Make this a default behavior, and provide checkbox to allow answering to requests that are using version 1.

joethebl9w · on Jan 20, 2019

Perhaps make it respond progressively slower. It won't be broken but will encourage movement.

dagenix · on Jan 17, 2019

What do other DNS services do? If they do the same thing, this behavior makes sense to me. But, if other services do fail these invald requests, then I really don't see how this helps anyone. If these "weird" broken clients can only talk to route53, it's difficult for me to believe that they are production clients and worth the effort of this workaround.

privateSFacct · on Jan 18, 2019

Says someone whose clearly never tried to maintain production uptime :)

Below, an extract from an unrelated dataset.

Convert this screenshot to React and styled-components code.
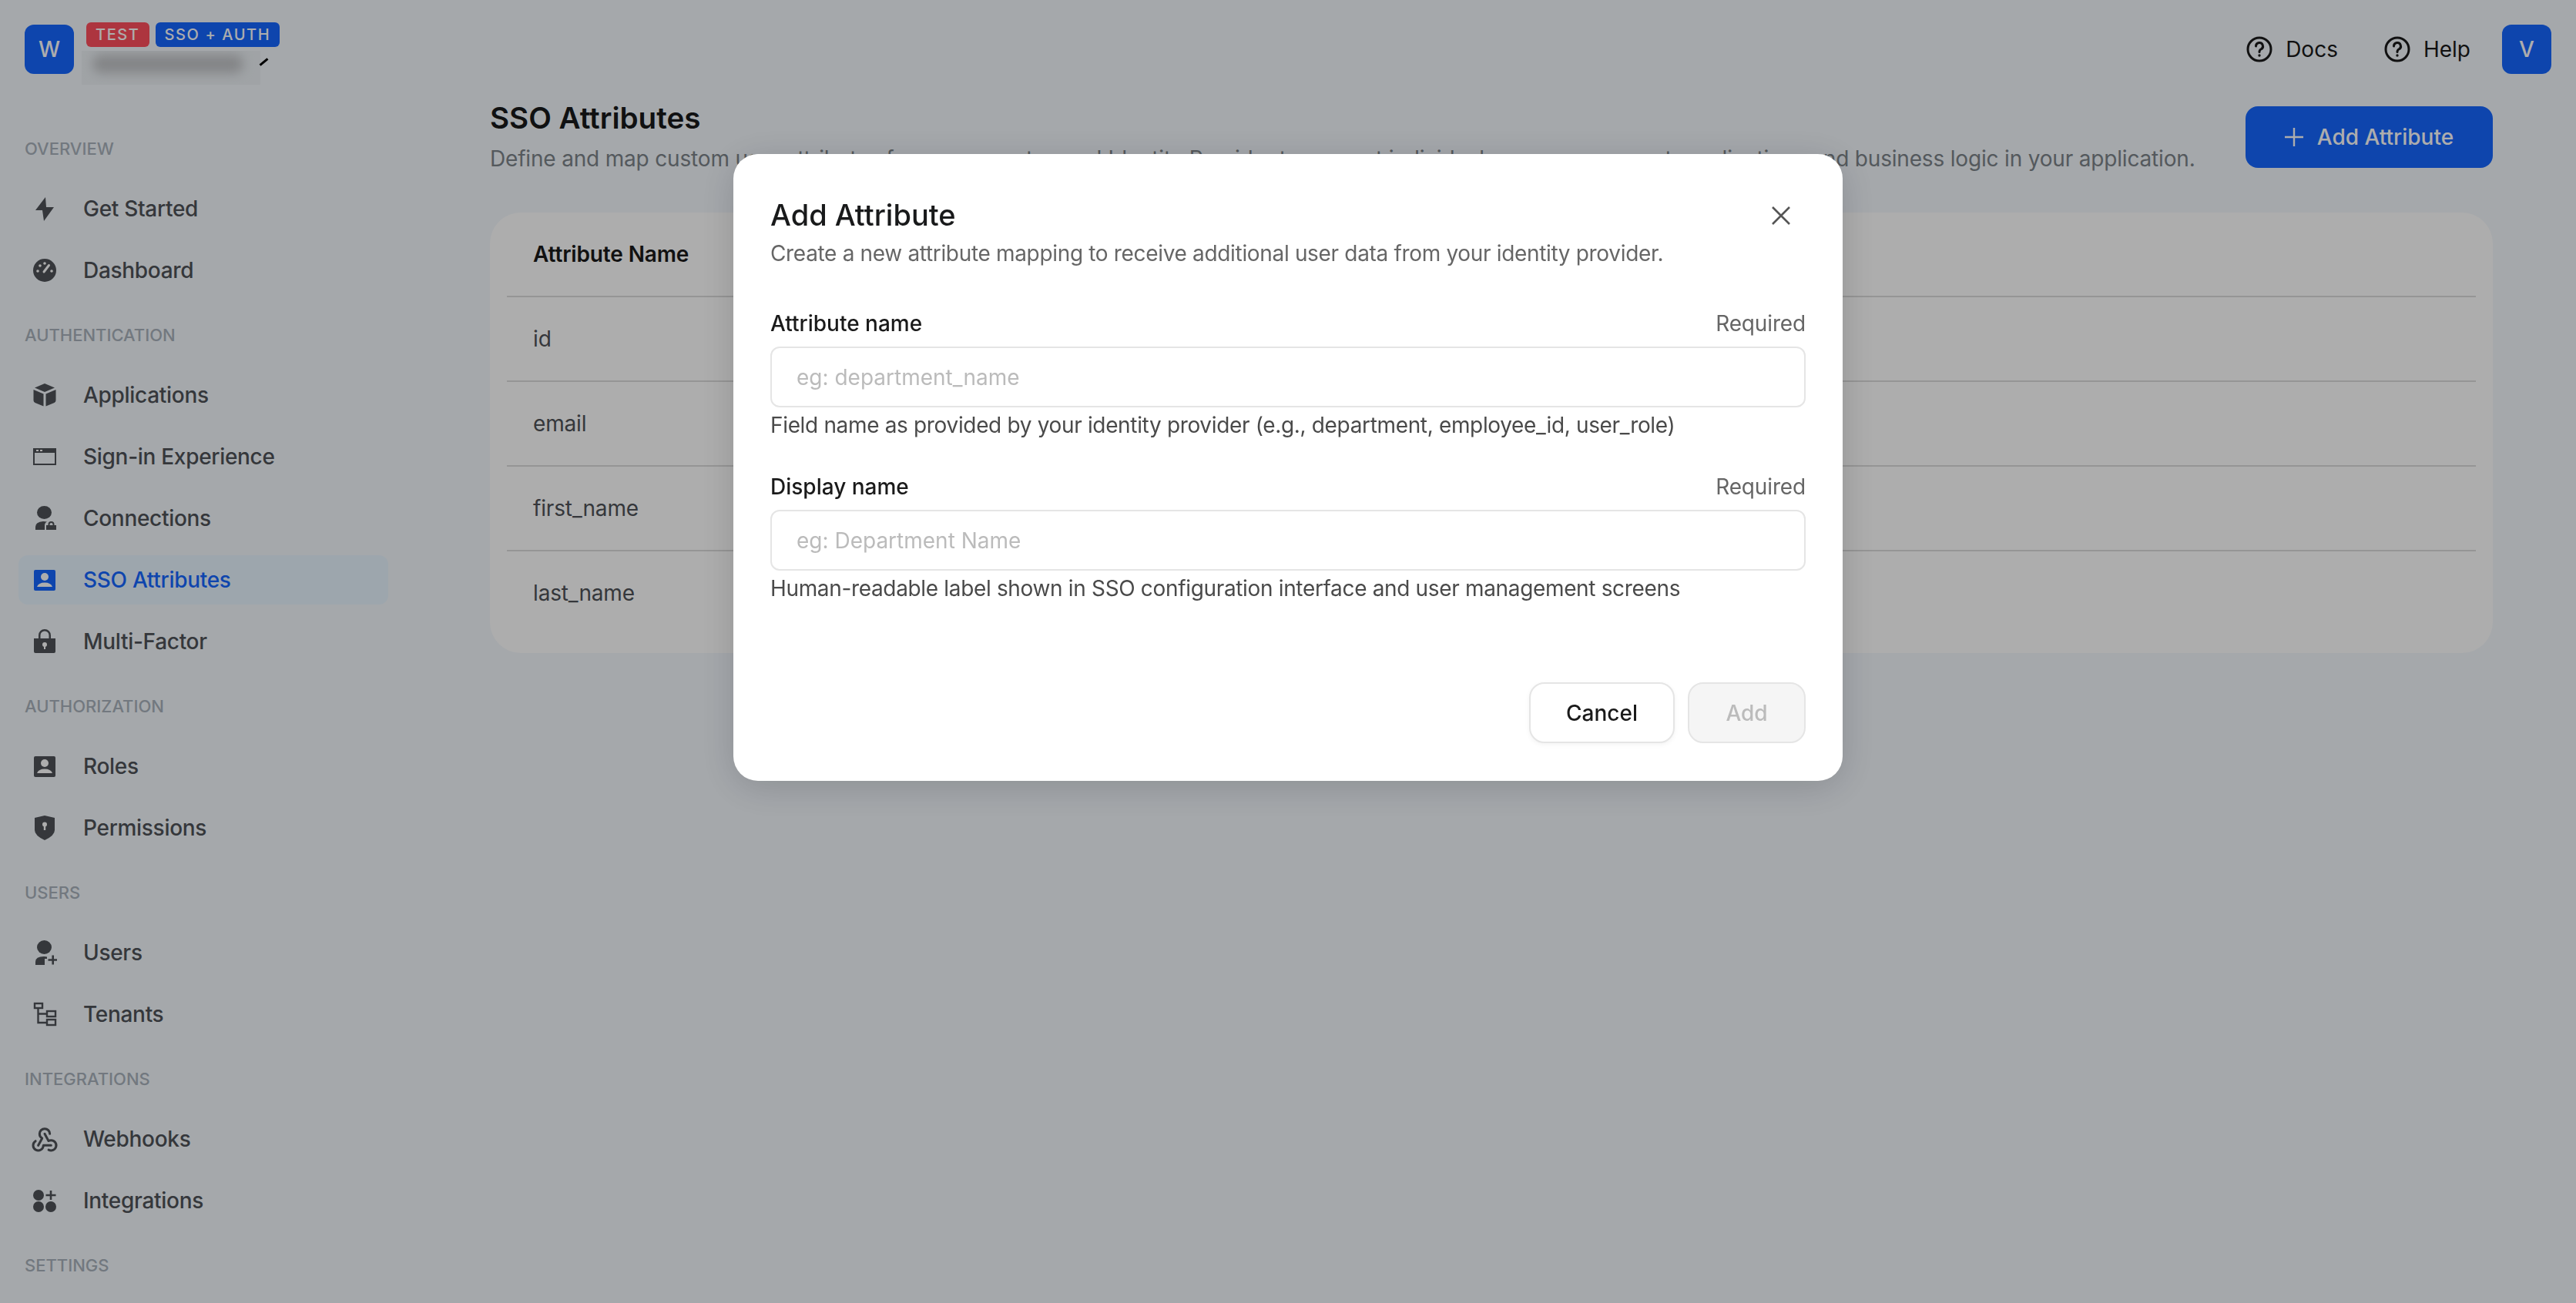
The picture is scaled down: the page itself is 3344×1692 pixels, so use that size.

Seriously, if you have responsibility for a large system (ie, think the GE network) - you can take the AWS route - and uptime will be good, or you can do the backwards incompatible changes - and everyone will hate you. Seriously, just the printer DNS lookup clients / the email lookup clients / the amount of cruft in a big system is mind bending.

The other thing I'm not getting, your going to be doing DNS round trips to get to version match? DNS is on the critical path to web page response - I hope this is a joke. Put this into a hint in a recursive lookup or something so when I look up what DNS server handles abc.com I (can optionally) see what EDNS version that server supports? Or TXT field or something? Does the error returned say what is supported? Or will the client need to do multiple R/T's to find the correct version? That's can't be right - I'm not a DNS expert, but I'm not seeing the point of this approach.

dagenix · on Jan 23, 2019

You must be a real delight to work with.

None of your rant addressed my question at all - is what Route53 is doing standard practice, or, is it the unusual one?